Real-World Use – Troubleshooting GAP Insurance Costs
Here are some basic troubleshooting tips to help you navigate the world of GAP insurance costs:
- Compare Quotes: As mentioned before, get quotes from multiple sources. Don't just rely on the dealership's offer.
- Negotiate: Don't be afraid to negotiate the price of GAP insurance, especially at the dealership. They often have room to lower the price.
- Check Your Regular Auto Insurance: Some comprehensive auto insurance policies offer "loan/lease payoff" coverage, which is similar to GAP insurance. Check your policy to see if you already have this protection.
- Consider the Loan Term: Shorter loan terms reduce the risk of a gap developing, potentially making GAP insurance less necessary or reducing the premium.

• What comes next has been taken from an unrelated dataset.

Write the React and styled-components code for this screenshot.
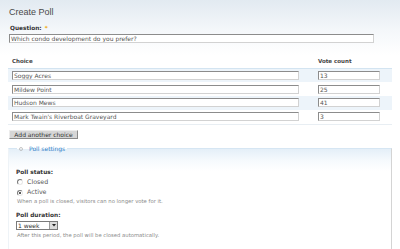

- Down Payment: A larger down payment reduces the initial loan amount and lowers the loan-to-value ratio, which can also decrease the GAP insurance premium.
Safety Considerations
While GAP insurance itself doesn't involve any physical risks, the financial implications of not having it can be significant. The most dangerous thing is to assume your standard auto insurance will cover everything. It's a safety net for a specific scenario, and understanding that scenario is critical. Skipping GAP insurance can leave you with significant debt if your car is totaled or stolen, especially if you have a high-interest loan or a long loan term. It is also important to note, GAP insurance policies will not cover any bodily injury that occurs during an accident.
We've covered a lot of ground here, but hopefully, you now have a solid understanding of the factors that influence the cost of GAP insurance. Remember, knowledge is power, and understanding these principles will empower you to make informed decisions about protecting your investment.